Show that $T: L^2([0,1]) \to L^2([0,1])$, $f(x) \mapsto x \cdot f(x)$ is bounded.

Question

Let $T: L^2([0,1]) \to L^2([0,1])$, $f(x) \mapsto x \cdot f(x)$. I want to show that $T$ is bounded by finding an upper bound on its norm $\| T \|$.

What I've tried

Using Cauchy-Schwarz we have \begin{align} \| T \|^2 & = \sup_{\| f \|_2 = 1} \| T f \|^2 = \sup_{\int_{0}^{1} |f(x)|^2 dx = 1} \int_{0}^{1} x^2 | f(x) |^2 dx \\ & \le \sup_{\int_{0}^{1} |f(x)|^2 dx = 1} \sqrt{\int_{0}^{1} x^4 dx} \sqrt{\int_{0}^{1} | f(x) |^4 dx} \\ & = \frac{1}{\sqrt{5}}\sup_{\int_{0}^{1} |f(x)|^2 dx = 1} \sqrt{\int_{0}^{1} | f(x) |^4 dx} \end{align} I am not sure if the next step is correct: $$ \sup_{\int_{0}^{1} |f(x)|^2 dx = 1} \sqrt{\int_{0}^{1} | f(x) |^4 dx} \le \sup_{\int_{0}^{1} |f(x)|^2 dx = 1} \sqrt{\left(\int_{0}^{1} | f(x) |^2 dx\right)^{2}} = 1. $$ If the above step is incorrect, how can we continue or is there a neater way?
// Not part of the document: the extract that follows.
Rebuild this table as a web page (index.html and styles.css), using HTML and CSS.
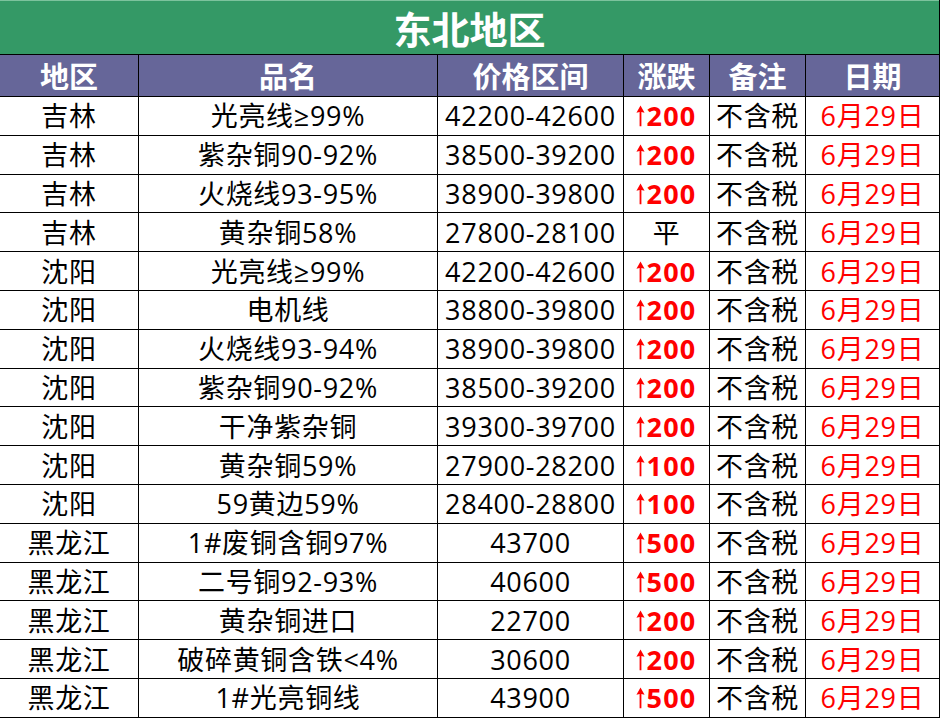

Hints are greatly appreciated.

Answer 1

The solution is easier than you think: $$ ||Tf||^2 =\int_0^1 |xf(x)|^2 dx =\int_0^1|x|^2|f(x)|^2 dx \le \int_0^1 |f(x)|^2 dx =||f||^2. $$ So $||T||\le 1$, and by considering functions of the form $n\mathcal{X}_{[1-1/n, 1]}$ you can see that in fact $||T||=1$.

Answer 2

Actually, $\sup\left\{\int_0^1 \lvert f(x)\rvert^4\,dx\,:\,f\in L^2[0,1]\land\int_0^1 \lvert f(x)\rvert^2\,dx=1\right\} =\infty$. However, you can bound $\int_0^1x^2\lvert f(x)\rvert^2\,dx$ with another instance of Holder's inequality (case $p=1,q=\infty$ instead of $p=q=2$):

$$\int_0^1x^2\lvert f(x)\rvert^2\,dx\le\lVert x^2\rVert_\infty\lVert \lvert f\rvert^2\rVert_1=\lVert f\rVert^2$$

where $\lVert \bullet\rVert_\infty$ is the norm of $L^\infty[0,1]$.